### SET PROBLEM
Write the lines out exactly as they stand, from the one containing "and Tailwind CSS." through the one containing "474,256 521,355 568,274';", and only those. Omit pictures.

### DATA SHOWN
--------------------

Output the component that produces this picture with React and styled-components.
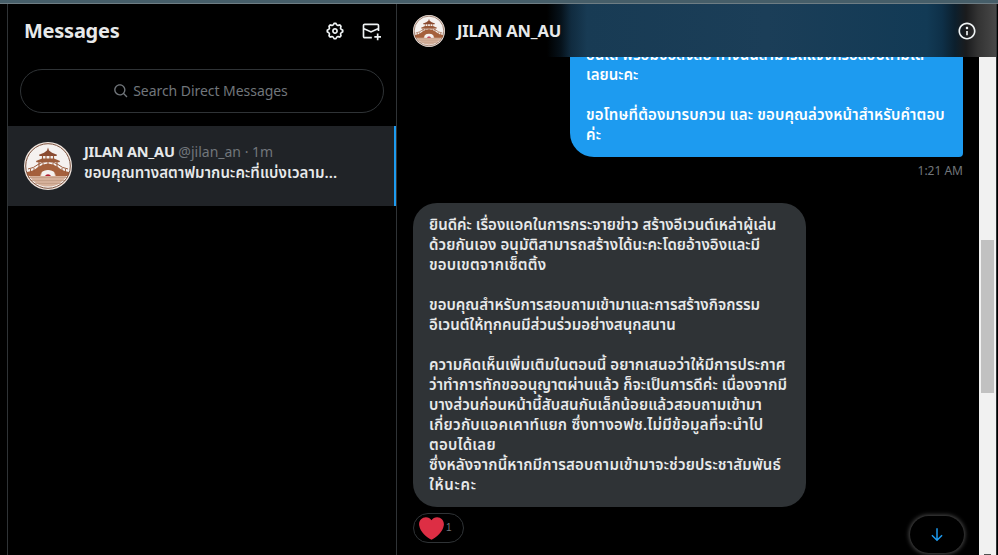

--------------------

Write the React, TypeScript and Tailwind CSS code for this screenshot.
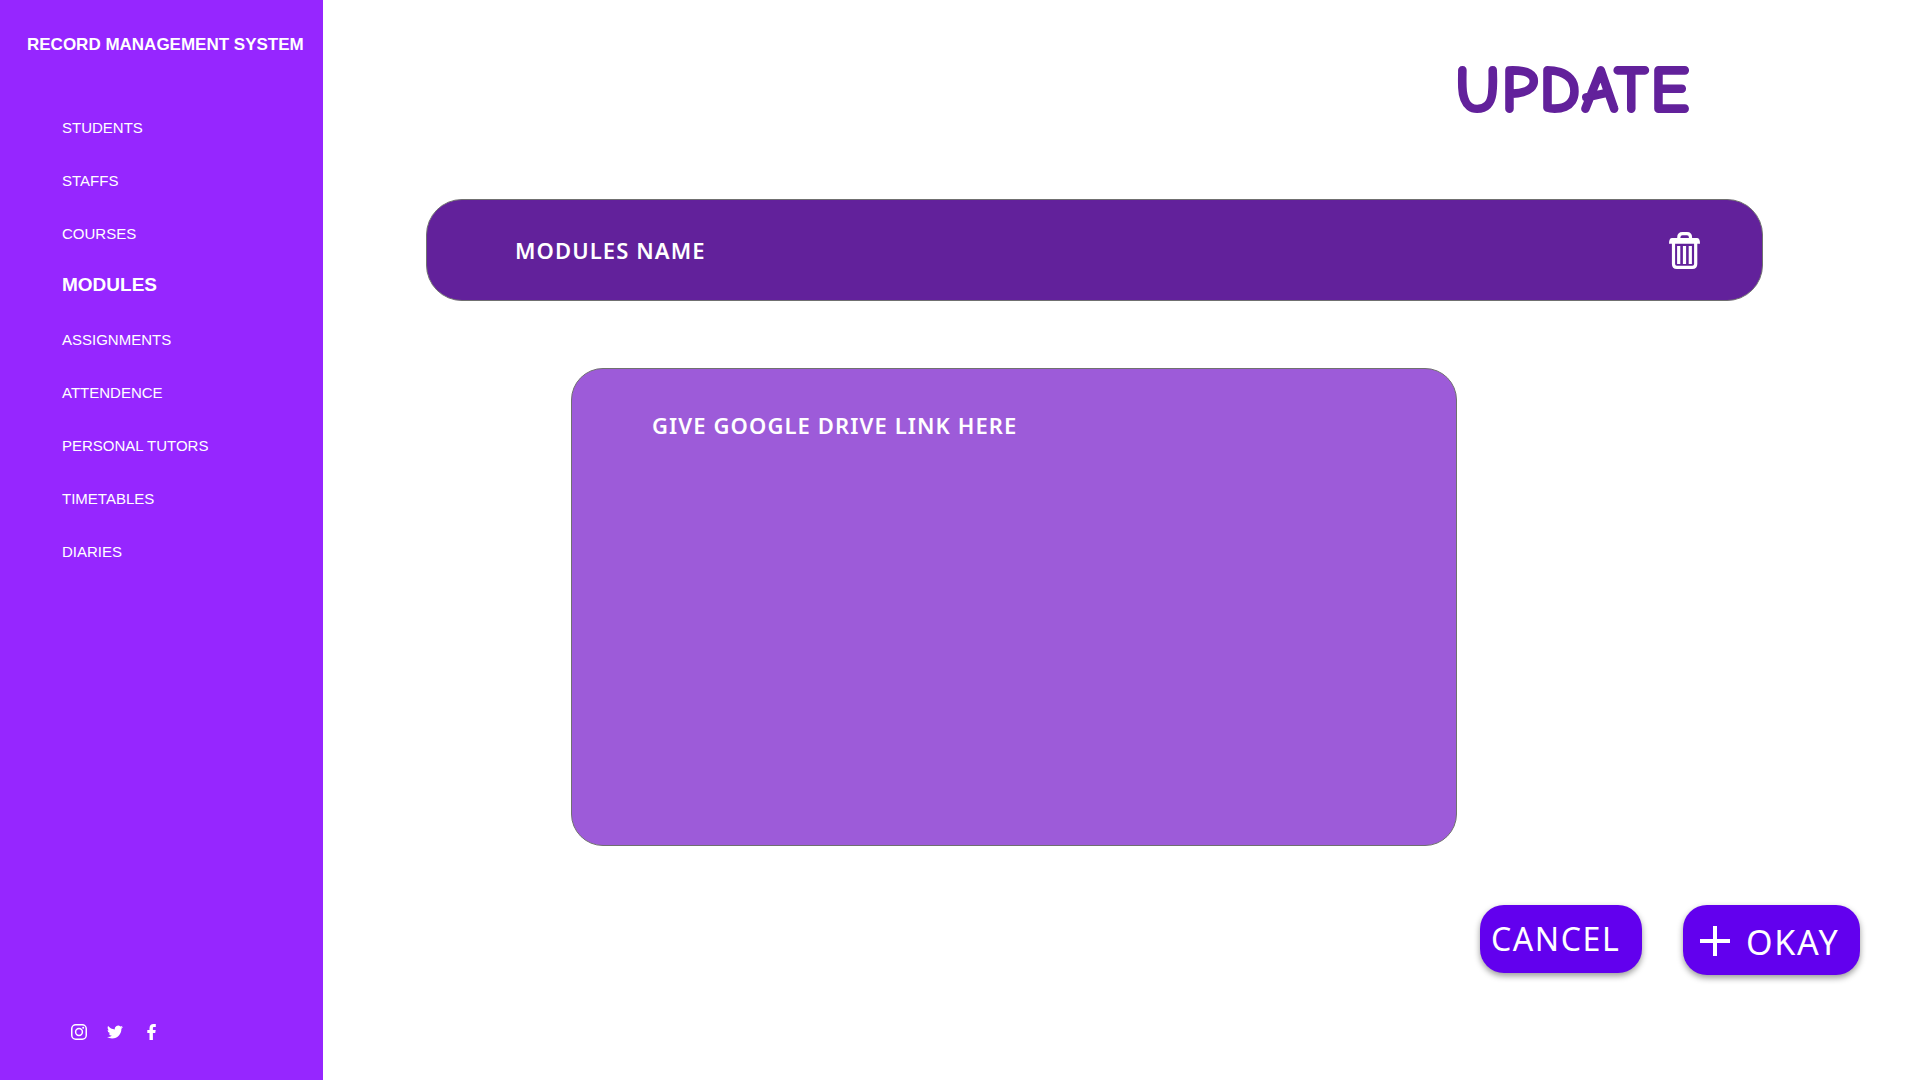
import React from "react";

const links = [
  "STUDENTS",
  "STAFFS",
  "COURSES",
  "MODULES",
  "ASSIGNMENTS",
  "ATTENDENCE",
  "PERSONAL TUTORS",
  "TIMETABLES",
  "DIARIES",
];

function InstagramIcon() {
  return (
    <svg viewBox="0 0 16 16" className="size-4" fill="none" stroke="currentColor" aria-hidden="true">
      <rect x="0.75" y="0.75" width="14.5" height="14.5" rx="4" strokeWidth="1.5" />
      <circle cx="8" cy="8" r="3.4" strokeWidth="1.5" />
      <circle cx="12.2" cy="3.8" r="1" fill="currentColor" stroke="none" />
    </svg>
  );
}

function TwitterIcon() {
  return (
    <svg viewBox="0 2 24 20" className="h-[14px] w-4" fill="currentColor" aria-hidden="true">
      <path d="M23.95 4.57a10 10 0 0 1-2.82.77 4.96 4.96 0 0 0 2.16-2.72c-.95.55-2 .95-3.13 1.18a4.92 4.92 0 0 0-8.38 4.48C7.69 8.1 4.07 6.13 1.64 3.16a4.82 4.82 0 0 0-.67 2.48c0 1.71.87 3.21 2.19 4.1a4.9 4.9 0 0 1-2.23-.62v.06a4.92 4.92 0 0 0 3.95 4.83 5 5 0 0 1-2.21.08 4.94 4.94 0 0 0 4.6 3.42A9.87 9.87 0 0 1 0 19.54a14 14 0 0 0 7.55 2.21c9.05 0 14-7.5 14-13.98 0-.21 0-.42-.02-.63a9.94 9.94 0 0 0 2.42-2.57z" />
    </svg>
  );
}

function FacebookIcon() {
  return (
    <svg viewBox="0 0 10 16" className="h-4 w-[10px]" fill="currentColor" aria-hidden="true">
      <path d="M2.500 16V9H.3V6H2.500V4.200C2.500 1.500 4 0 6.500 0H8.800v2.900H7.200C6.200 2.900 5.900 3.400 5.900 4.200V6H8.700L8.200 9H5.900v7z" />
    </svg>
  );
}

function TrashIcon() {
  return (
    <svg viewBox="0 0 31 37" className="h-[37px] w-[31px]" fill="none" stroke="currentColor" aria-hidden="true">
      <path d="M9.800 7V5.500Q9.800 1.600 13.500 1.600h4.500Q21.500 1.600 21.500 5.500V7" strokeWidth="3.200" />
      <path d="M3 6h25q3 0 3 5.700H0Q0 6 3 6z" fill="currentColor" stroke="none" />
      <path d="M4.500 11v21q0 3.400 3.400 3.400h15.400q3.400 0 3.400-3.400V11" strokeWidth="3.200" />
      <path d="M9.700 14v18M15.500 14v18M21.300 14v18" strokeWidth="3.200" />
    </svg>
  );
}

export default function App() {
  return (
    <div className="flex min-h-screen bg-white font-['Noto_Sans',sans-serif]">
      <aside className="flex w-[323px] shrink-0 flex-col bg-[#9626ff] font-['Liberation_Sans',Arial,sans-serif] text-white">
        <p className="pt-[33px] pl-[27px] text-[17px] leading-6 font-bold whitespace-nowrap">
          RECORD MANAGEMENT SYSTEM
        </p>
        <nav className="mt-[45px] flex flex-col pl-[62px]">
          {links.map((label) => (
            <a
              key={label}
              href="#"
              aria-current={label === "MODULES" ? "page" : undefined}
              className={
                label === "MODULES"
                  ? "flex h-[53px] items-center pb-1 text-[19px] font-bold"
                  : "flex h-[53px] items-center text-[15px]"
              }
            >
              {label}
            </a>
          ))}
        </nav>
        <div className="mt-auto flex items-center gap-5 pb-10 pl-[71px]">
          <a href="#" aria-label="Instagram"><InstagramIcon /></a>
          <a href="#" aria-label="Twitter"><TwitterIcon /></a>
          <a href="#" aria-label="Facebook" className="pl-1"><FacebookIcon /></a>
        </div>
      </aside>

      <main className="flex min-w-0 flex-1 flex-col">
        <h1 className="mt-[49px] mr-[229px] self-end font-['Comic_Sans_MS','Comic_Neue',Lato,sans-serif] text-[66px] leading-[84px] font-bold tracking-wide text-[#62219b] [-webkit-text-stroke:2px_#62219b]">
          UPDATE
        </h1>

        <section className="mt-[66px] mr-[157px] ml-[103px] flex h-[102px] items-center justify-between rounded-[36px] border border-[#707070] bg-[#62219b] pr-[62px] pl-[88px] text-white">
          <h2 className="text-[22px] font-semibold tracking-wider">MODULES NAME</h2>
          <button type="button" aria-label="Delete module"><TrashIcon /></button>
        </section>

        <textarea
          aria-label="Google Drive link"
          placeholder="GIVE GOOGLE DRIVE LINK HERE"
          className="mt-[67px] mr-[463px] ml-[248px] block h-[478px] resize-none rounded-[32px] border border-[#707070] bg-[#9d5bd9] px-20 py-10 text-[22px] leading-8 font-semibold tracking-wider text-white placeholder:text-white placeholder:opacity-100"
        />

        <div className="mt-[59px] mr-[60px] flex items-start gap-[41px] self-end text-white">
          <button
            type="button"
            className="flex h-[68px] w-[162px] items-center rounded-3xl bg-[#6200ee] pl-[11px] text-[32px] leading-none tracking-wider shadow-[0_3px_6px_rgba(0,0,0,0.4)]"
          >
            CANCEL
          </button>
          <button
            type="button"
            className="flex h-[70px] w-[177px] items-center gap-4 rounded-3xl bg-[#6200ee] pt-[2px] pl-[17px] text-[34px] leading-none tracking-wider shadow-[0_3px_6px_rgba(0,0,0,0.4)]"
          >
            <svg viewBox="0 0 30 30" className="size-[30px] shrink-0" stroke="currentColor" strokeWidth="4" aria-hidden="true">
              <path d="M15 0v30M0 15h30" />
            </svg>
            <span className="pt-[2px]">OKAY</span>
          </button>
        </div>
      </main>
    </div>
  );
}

--------------------

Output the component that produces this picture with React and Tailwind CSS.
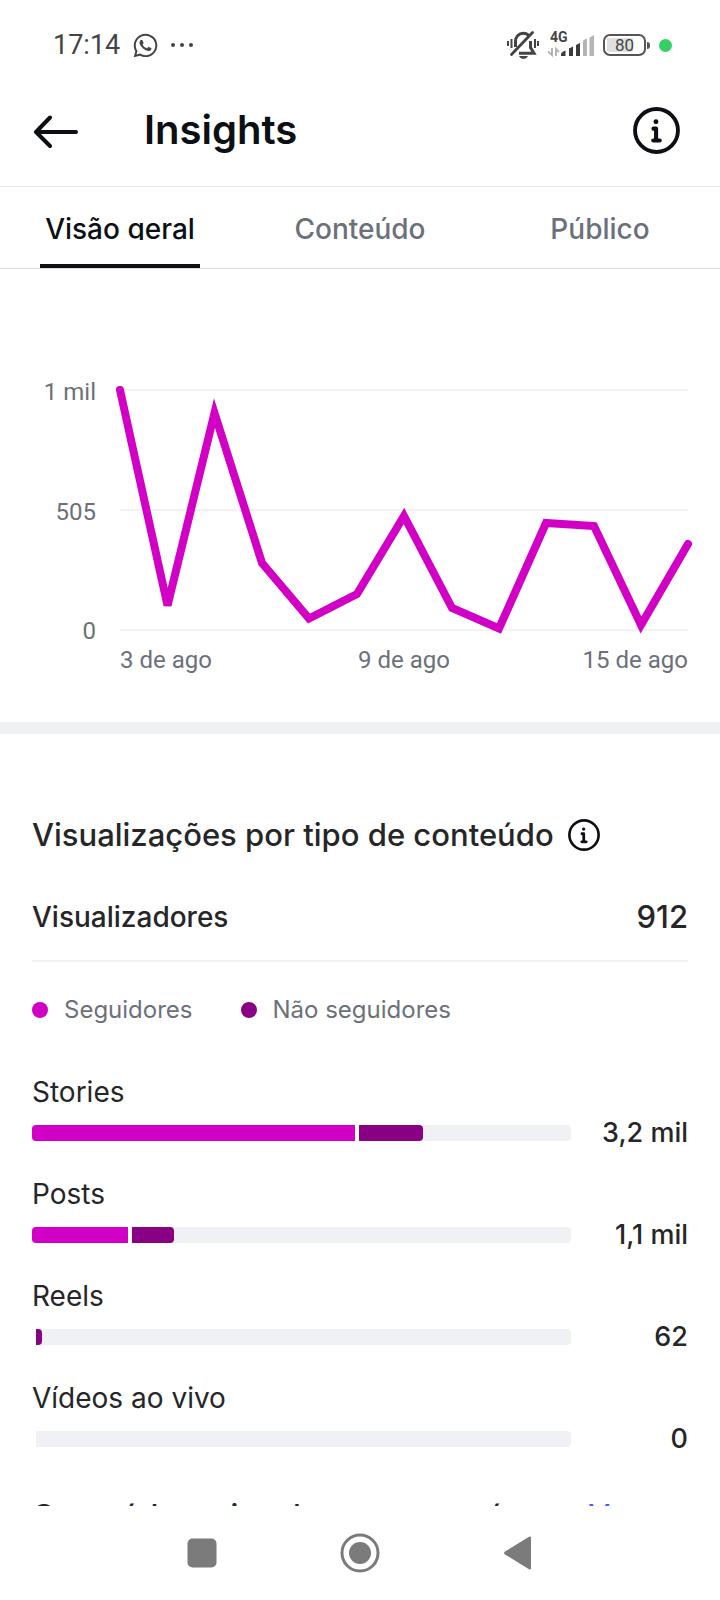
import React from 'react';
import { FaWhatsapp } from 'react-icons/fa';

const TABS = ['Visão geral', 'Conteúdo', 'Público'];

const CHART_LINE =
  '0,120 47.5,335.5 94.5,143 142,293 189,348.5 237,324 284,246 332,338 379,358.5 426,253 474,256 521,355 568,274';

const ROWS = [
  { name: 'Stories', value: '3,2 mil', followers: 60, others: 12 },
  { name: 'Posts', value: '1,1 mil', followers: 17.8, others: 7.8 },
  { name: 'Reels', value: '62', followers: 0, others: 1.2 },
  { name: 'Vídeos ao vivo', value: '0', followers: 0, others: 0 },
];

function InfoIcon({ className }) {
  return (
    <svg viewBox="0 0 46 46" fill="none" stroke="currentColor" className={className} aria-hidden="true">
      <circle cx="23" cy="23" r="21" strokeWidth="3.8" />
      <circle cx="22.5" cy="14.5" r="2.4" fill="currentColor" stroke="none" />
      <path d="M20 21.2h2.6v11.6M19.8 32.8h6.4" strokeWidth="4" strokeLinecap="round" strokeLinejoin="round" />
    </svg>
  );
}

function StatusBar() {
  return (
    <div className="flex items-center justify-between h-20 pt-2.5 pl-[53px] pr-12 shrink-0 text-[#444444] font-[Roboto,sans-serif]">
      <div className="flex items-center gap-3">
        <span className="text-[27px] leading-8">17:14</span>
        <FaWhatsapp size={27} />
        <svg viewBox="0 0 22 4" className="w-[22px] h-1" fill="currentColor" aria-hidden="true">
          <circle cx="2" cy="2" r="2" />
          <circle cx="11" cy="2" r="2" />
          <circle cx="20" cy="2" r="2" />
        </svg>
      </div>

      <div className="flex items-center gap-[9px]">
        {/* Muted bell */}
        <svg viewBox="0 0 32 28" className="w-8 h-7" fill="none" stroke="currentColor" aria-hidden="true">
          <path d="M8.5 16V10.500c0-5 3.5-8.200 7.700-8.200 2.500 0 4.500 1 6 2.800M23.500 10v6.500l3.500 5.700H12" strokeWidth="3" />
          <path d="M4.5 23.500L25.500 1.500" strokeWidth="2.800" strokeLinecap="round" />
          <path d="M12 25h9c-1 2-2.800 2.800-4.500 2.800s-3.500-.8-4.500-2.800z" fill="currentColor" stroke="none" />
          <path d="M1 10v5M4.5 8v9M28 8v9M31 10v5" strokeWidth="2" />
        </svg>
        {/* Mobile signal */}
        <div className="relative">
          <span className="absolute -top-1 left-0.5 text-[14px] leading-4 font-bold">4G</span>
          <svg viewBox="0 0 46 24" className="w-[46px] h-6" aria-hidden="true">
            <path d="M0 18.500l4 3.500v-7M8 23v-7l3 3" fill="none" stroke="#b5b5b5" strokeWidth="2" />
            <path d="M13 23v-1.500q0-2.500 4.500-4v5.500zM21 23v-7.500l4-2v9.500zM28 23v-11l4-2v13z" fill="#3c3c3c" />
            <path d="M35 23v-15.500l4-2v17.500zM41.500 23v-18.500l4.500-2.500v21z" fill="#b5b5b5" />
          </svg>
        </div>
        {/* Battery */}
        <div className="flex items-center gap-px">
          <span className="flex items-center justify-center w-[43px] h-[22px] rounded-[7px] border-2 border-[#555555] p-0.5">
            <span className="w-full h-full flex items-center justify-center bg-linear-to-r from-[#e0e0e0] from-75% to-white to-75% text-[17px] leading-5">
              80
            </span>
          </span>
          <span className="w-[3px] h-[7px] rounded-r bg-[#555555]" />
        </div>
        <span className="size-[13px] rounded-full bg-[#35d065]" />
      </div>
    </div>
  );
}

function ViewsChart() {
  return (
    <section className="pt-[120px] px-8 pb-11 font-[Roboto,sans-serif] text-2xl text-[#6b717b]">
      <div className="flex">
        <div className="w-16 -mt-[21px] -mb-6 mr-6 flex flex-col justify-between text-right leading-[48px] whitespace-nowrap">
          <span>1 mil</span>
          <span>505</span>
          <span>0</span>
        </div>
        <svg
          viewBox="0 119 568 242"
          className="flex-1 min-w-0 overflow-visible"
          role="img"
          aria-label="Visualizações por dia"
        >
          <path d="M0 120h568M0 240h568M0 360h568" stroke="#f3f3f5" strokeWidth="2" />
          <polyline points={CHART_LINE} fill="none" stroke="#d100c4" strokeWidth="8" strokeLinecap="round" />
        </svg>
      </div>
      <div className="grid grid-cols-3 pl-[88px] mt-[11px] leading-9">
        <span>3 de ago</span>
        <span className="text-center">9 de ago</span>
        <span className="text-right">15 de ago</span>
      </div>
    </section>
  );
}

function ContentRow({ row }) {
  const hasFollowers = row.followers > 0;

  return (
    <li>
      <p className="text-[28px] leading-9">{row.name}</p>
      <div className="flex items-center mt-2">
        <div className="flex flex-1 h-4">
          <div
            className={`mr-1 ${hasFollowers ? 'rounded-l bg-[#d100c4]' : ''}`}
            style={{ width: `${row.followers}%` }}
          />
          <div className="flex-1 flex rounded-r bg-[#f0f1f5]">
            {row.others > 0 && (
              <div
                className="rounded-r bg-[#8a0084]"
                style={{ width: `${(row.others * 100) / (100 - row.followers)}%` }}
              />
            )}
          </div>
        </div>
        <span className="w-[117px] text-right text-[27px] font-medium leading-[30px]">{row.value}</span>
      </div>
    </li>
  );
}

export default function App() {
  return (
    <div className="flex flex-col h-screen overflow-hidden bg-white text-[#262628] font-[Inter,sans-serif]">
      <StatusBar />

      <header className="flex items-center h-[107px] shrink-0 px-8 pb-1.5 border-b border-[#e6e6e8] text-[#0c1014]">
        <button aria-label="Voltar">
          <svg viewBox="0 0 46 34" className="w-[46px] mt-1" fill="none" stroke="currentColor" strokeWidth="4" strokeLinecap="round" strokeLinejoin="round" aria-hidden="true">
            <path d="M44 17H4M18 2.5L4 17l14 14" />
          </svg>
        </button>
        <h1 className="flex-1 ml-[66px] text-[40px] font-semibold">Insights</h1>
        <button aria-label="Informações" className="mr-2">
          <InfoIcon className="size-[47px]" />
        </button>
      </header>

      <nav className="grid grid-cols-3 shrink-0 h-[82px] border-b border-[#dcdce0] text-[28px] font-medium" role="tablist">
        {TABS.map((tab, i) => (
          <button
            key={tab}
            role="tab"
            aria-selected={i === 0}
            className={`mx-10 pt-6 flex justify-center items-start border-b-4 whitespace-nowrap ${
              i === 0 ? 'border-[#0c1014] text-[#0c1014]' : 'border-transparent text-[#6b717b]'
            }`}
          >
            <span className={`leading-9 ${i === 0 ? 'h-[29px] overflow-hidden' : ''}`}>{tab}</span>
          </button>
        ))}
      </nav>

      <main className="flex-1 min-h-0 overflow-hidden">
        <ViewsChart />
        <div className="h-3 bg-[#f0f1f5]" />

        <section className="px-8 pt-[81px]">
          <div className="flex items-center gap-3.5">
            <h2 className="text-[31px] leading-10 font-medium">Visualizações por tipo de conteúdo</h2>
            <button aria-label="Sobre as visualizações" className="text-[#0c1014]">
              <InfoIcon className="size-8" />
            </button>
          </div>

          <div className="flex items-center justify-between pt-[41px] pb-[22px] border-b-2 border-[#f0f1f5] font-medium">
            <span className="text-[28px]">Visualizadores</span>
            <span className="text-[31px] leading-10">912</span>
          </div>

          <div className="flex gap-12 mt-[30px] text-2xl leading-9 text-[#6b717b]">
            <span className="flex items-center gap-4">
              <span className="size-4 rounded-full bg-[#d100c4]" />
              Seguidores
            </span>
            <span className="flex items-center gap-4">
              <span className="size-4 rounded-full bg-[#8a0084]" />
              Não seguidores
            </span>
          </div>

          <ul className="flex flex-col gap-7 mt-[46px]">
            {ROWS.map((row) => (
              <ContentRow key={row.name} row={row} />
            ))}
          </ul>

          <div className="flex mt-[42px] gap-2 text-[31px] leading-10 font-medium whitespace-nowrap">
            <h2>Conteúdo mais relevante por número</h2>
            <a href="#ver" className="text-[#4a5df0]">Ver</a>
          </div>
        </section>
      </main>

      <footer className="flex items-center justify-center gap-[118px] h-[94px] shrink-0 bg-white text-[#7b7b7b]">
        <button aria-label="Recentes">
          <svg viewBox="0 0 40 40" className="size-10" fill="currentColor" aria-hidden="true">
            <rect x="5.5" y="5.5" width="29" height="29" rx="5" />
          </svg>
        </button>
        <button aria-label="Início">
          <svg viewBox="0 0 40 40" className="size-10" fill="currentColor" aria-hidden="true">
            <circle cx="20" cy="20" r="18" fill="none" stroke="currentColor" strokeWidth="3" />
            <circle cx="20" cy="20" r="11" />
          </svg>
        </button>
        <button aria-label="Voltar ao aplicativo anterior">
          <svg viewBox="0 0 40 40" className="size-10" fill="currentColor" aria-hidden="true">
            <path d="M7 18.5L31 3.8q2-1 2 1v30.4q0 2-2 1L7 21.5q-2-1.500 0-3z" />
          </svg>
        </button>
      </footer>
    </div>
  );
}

--------------------

### THE OUTPUT
Output the component that produces this picture with React and Tailwind CSS.
import React from 'react';
import { FaWhatsapp } from 'react-icons/fa';

const TABS = ['Visão geral', 'Conteúdo', 'Público'];

const CHART_LINE =
  '0,120 47.5,335.5 94.5,143 142,293 189,348.5 237,324 284,246 332,338 379,358.5 426,253 474,256 521,355 568,274';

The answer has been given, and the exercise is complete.